Meeting Clive after the battle, Mir Jafar was surprised by the Englishman’s generosity given the former’s lack of participation. “I congratulate you on the victory, which is yours, not mine,” Clive wrote him. But in reality, Clive could afford to be generous because the victory was in fact his. Mir Jafar may have become the new Nawab, but being the Nawab now meant little more than being a British puppet.
Mir Jafar followed Siraj-ud-Daula to Murshidabad but initially made no attempt to capture the fugitive ruler. It was only a few days later, after Siraj-ud-Daula had again fled, that Mir Jafar’s men intercepted him. He was taken back to the capital and there stabbed to death before his mutilated corpse was paraded through the streets on the back of an elephant.
Although the Nawab’s treasury was significantly less than what had been estimated, Clive still walked away with 180,000 pounds worth, which, along with his wages, made him at the age of only 32 one the wealthiest men in India. More important, the agreement with Mir Jafar awarded roughly three million rupees in compensation to Calcutta and also extremely favorable trading rights, including the exclusion of the French from Bengal.

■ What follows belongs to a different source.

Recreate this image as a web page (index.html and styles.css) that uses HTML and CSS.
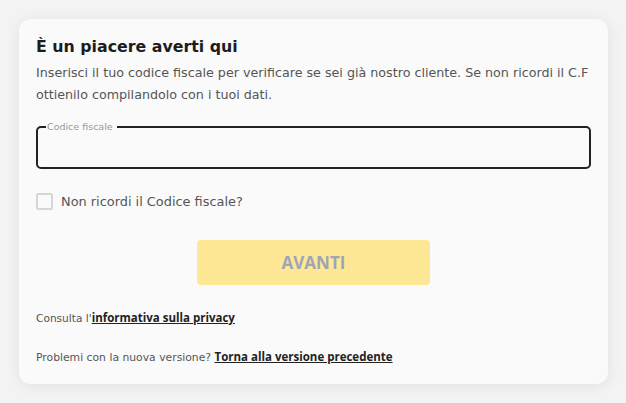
FILE: index.html
```html
<!DOCTYPE html>
<html lang="it">

<head>
    <meta charset="UTF-8">
    <meta name="viewport" content="width=device-width, initial-scale=1.0">
    <title>Verifica codice fiscale</title>
    <link rel="stylesheet" href="styles.css">
</head>

<body>
    <div class="card">
        <h1 class="titolo">È un piacere averti qui</h1>
        <p class="sottotitolo">Inserisci il tuo codice fiscale per verificare se sei già nostro cliente. Se non ricordi il C.F ottienilo compilandolo con i tuoi dati.</p>

        <fieldset class="campo">
            <legend>Codice fiscale</legend>
            <input type="text" class="campoInput">
        </fieldset>

        <label class="check">
            <span class="checkBox"></span>
            <span>Non ricordi il Codice fiscale?</span>
        </label>

        <div class="azioni">
            <button class="avanti" disabled>AVANTI</button>
        </div>

        <p class="nota">Consulta l'<a href="#">informativa sulla privacy</a></p>
        <p class="nota nota2">Problemi con la nuova versione? <a href="#">Torna alla versione precedente</a></p>
    </div>
</body>

</html>
```

FILE: styles.css
```css
body {
    font-family: 'DejaVu Sans', sans-serif;
    background-color: #f3f3f3;
    margin: 0;
    padding: 19px 18px 19px 19px;
}

.card {
    background-color: #fafafa;
    border-radius: 12px;
    box-shadow: 0px 2px 14px rgba(0, 0, 0, 0.08);
    padding: 16px 17px 20px 17px;
}

.titolo {
    font-size: 15.8px;
    font-weight: 700;
    color: #1d1d1d;
    margin: 0;
    line-height: 24px;
}

.sottotitolo {
    font-size: 12.7px;
    color: #555;
    line-height: 22px;
    margin: 3px 0 0 0;
}

.campo {
    border: 2px solid #222;
    border-radius: 5px;
    margin: 16px 0 0 0;
    padding: 0 8px;
    height: 47px;
    box-sizing: border-box;
}

.campo legend {
    font-size: 9.5px;
    color: #999;
    padding: 0 4px 0 1px;
    line-height: 10px;
}

.campoInput {
    border: none;
    background: transparent;
    outline: none;
    width: 100%;
}

.check {
    display: flex;
    align-items: center;
    gap: 8px;
    margin-top: 24px;
    font-size: 12.9px;
    color: #555;
}

.checkBox {
    width: 13px;
    height: 13px;
    border: 2px solid #d6d6d6;
    border-radius: 2px;
}

.azioni {
    display: flex;
    justify-content: center;
    margin-top: 30px;
}

.avanti {
    background-color: #fee795;
    border: none;
    border-radius: 4px;
    width: 233px;
    height: 45px;
    font-family: 'Open Sans', sans-serif;
    font-size: 17px;
    font-weight: 700;
    color: #9ea5b5;
}

.nota {
    font-size: 10.6px;
    color: #555;
    margin: 25px 0 0 0;
}

.nota2 {
    font-size: 10.8px;
    margin-top: 24px;
}

.nota a {
    color: #222;
    font-weight: 700;
    font-size: 11.5px;
    font-family: 'Open Sans', sans-serif;
}
```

For Clive, wealth was always secondary to status, and high status he achieved, becoming the first British governor of Bengal. Although the crafty and arguably underhanded manner in which he attained that goal somewhat haunted him until his tragic death in 1774, his accomplishments in 1757 have stood the test of time, outlasting even the British Raj in India, which he more than any other individual made possible.